[WRITTEN PROBLEM]
From the first line of the data below through the line bearing "import React from 'react'", reproduce each line exactly; do not include pictures.
═════ SOURCE MATERIAL ═════
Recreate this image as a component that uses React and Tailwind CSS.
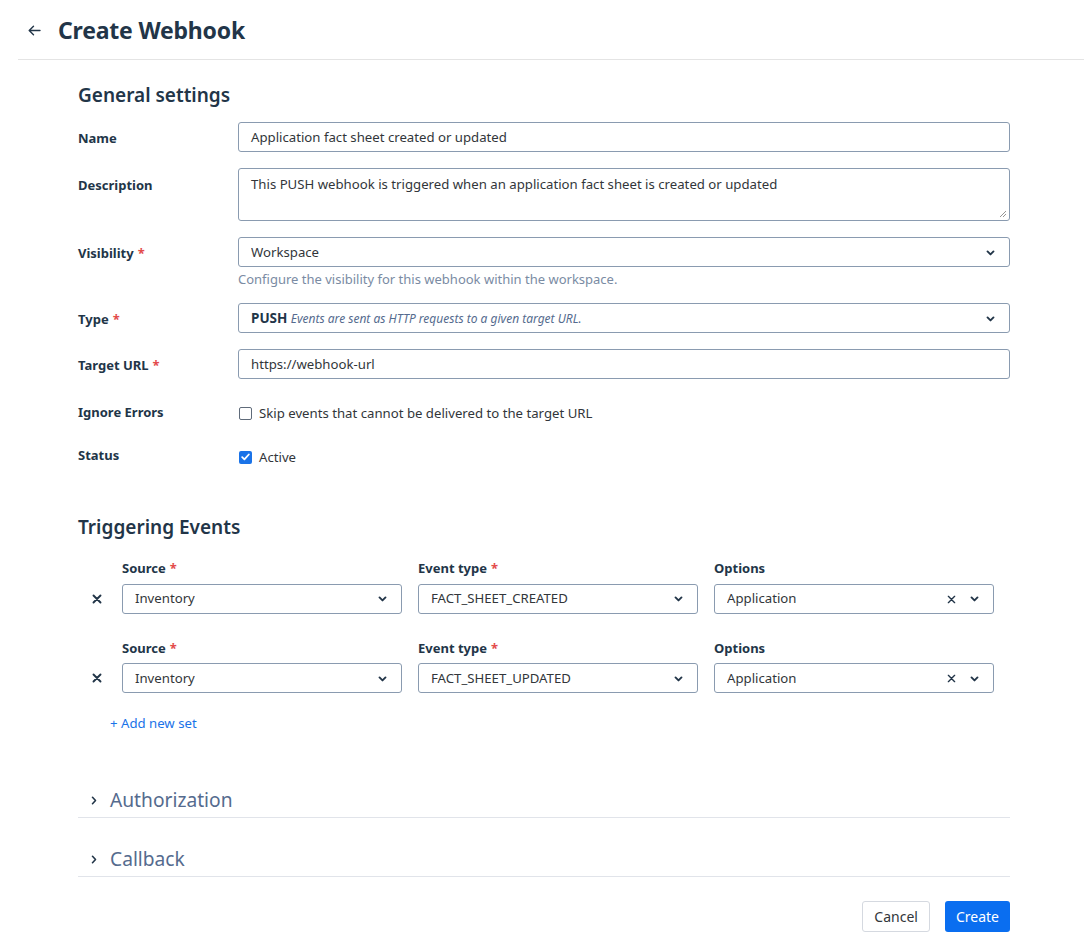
import React from 'react'

const Chevron = ({ className = '' }) => (
  <svg width="9" height="6" viewBox="0 0 9 6" className={className}>
    <path d="M1.5 1.4 4.5 4.4 7.5 1.4" fill="none" stroke="#223548" strokeWidth="1.9" strokeLinecap="round" strokeLinejoin="round" />
  </svg>
)

const Cross = ({ size = 10, width = 1.8 }) => (
  <svg width={size} height={size} viewBox="0 0 10 10">
    <path d="M1.5 1.5 8.5 8.5 M8.5 1.5 1.5 8.5" stroke="#223548" strokeWidth={width} strokeLinecap="round" />
  </svg>
)

const Req = () => <span className="text-[#e34b4b] ml-[4px]">*</span>

const Label = ({ children, required, className = 'pt-[7px]' }) => (
  <div className={`w-[160px] shrink-0 text-[13px] font-bold text-[#223548] ${className}`}>
    {children}
    {required && <Req />}
  </div>
)

const boxCls =
  'h-[30px] border border-[#8a9bb0] rounded-[3px] bg-white flex items-center px-[12px] pt-[1px] text-[13.2px] text-[#32363a]'

const Select = ({ children, className = '', clear }) => (
  <div className={`${boxCls} justify-between ${className}`}>
    <div className="truncate">{children}</div>
    <div className="flex items-center gap-[14px] pr-[2px]">
      {clear && <Cross size={9} width={1.5} />}
      <Chevron />
    </div>
  </div>
)

const EventSet = ({ eventType, first }) => (
  <div className={first ? '' : 'mt-[25px]'}>
    <div className="flex gap-[16px] pl-[44px] text-[13px] font-bold text-[#223548] mb-[5px]">
      <div className="w-[280px]">
        Source<Req />
      </div>
      <div className="w-[280px]">
        Event type<Req />
      </div>
      <div className="w-[280px]">Options</div>
    </div>
    <div className="flex items-center">
      <div className="w-[44px] flex justify-center pr-[6px]">
        <Cross size={10} width={1.9} />
      </div>
      <div className="flex gap-[16px]">
        <Select className="w-[280px]">Inventory</Select>
        <Select className="w-[280px]">{eventType}</Select>
        <Select className="w-[280px]" clear>Application</Select>
      </div>
    </div>
  </div>
)

const Collapsible = ({ title }) => (
  <div className="h-[59px] border-b border-[#e1e4ea] flex items-end pb-[2px]">
    <div className="flex items-center">
      <div className="w-[32px] flex justify-center">
        <svg width="6" height="9" viewBox="0 0 6 9">
          <path d="M1.5 1.3 4.5 4.5 1.5 7.7" fill="none" stroke="#223548" strokeWidth="1.6" strokeLinecap="round" strokeLinejoin="round" />
        </svg>
      </div>
      <span className="text-[19.2px] text-[#556b8e]">{title}</span>
    </div>
  </div>
)

export default function App() {
  return (
    <div className="min-h-screen bg-white font-['Noto_Sans',sans-serif] text-[#223548]">
      <header className="ml-[18px] h-[60px] border-b border-[#e4e4e4] flex items-center pt-[4px]">
        <div className="w-[40px] flex justify-center pr-[8px] pb-[2px]">
          <svg width="13" height="11" viewBox="0 0 13 11">
            <path d="M12 5.5H1.5 M5.5 1.2 1.2 5.5 5.5 9.8" fill="none" stroke="#223548" strokeWidth="1.4" strokeLinecap="round" strokeLinejoin="round" />
          </svg>
        </div>
        <h1 className="text-[23px] font-bold text-[#223548] tracking-[-0.2px] pb-[2px]">Create Webhook</h1>
      </header>

      <main className="ml-[78px] w-[932px]">
        <h2 className="text-[19px] font-semibold mt-[21px] mb-[13px] leading-[28px]">General settings</h2>

        <div className="flex items-start">
          <Label>Name</Label>
          <div className={`${boxCls} flex-1`}>Application fact sheet created or updated</div>
        </div>

        <div className="flex items-start mt-[16px]">
          <Label className="pt-[8px]">Description</Label>
          <div className="flex-1 relative h-[53px] border border-[#8a9bb0] rounded-[3px] px-[12px] pt-[6px] text-[13.2px] text-[#32363a]">
            This PUSH webhook is triggered when an application fact sheet is created or updated
            <svg width="8" height="8" viewBox="0 0 8 8" className="absolute right-[2px] bottom-[2px]">
              <path d="M7 1 1 7 M7 4 4 7" stroke="#8a8a8a" strokeWidth="0.9" />
            </svg>
          </div>
        </div>

        <div className="flex items-start mt-[16px]">
          <Label required>Visibility</Label>
          <Select className="flex-1">Workspace</Select>
        </div>
        <div className="pl-[160px] text-[13px] text-[#7a8ba3] mt-[3px] leading-[18px]">
          Configure the visibility for this webhook within the workspace.
        </div>

        <div className="flex items-start mt-[15px]">
          <Label required>Type</Label>
          <Select className="flex-1">
            <span className="font-bold text-[#223548] text-[13.5px]">PUSH</span>{' '}
            <span className="italic text-[12px] text-[#556b8e]">Events are sent as HTTP requests to a given target URL.</span>
          </Select>
        </div>

        <div className="flex items-start mt-[16px]">
          <Label required>Target URL</Label>
          <div className={`${boxCls} flex-1`}>https://webhook-url</div>
        </div>

        <div className="flex items-center mt-[21px] h-[24px]">
          <Label className="pt-[1px]">Ignore Errors</Label>
          <div className="flex items-center text-[13.2px] text-[#32363a] pt-[3px]">
            <span className="w-[13px] h-[13px] border border-[#5f6b7a] rounded-[2px] ml-[1px] mr-[7px]" />
            Skip events that cannot be delivered to the target URL
          </div>
        </div>

        <div className="flex items-center mt-[20px] h-[24px]">
          <Label className="pt-0">Status</Label>
          <div className="flex items-center text-[13.2px] text-[#32363a] pt-[3px]">
            <span className="w-[13px] h-[13px] rounded-[2px] ml-[1px] mr-[7px] bg-[#1a73e8] flex items-center justify-center">
              <svg width="9" height="8" viewBox="0 0 9 8">
                <path d="M1.2 4.2 3.4 6.3 7.8 1.5" fill="none" stroke="white" strokeWidth="1.8" strokeLinecap="round" strokeLinejoin="round" />
              </svg>
            </span>
            Active
          </div>
        </div>

        <h2 className="text-[19px] font-semibold mt-[45px] mb-[18px] leading-[28px]">Triggering Events</h2>

        <EventSet eventType="FACT_SHEET_CREATED" first />
        <EventSet eventType="FACT_SHEET_UPDATED" />

        <div className="pl-[32px] mt-[21px] text-[13.2px] text-[#1a73e8]">+ Add new set</div>

        <div className="mt-[25px]">
          <Collapsible title="Authorization" />
          <Collapsible title="Callback" />
        </div>

        <div className="flex justify-end gap-[15px] mt-[24px]">
          <button className="h-[31px] px-[11px] border border-[#d5d9e0] rounded-[3px] bg-white text-[14px] text-[#32363a]">
            Cancel
          </button>
          <button className="h-[31px] px-[11px] rounded-[3px] bg-[#0a6ef0] text-[14px] text-white">Create</button>
        </div>
      </main>
    </div>
  )
}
═════
[ANSWER IN FULL]
Recreate this image as a component that uses React and Tailwind CSS.
import React from 'react'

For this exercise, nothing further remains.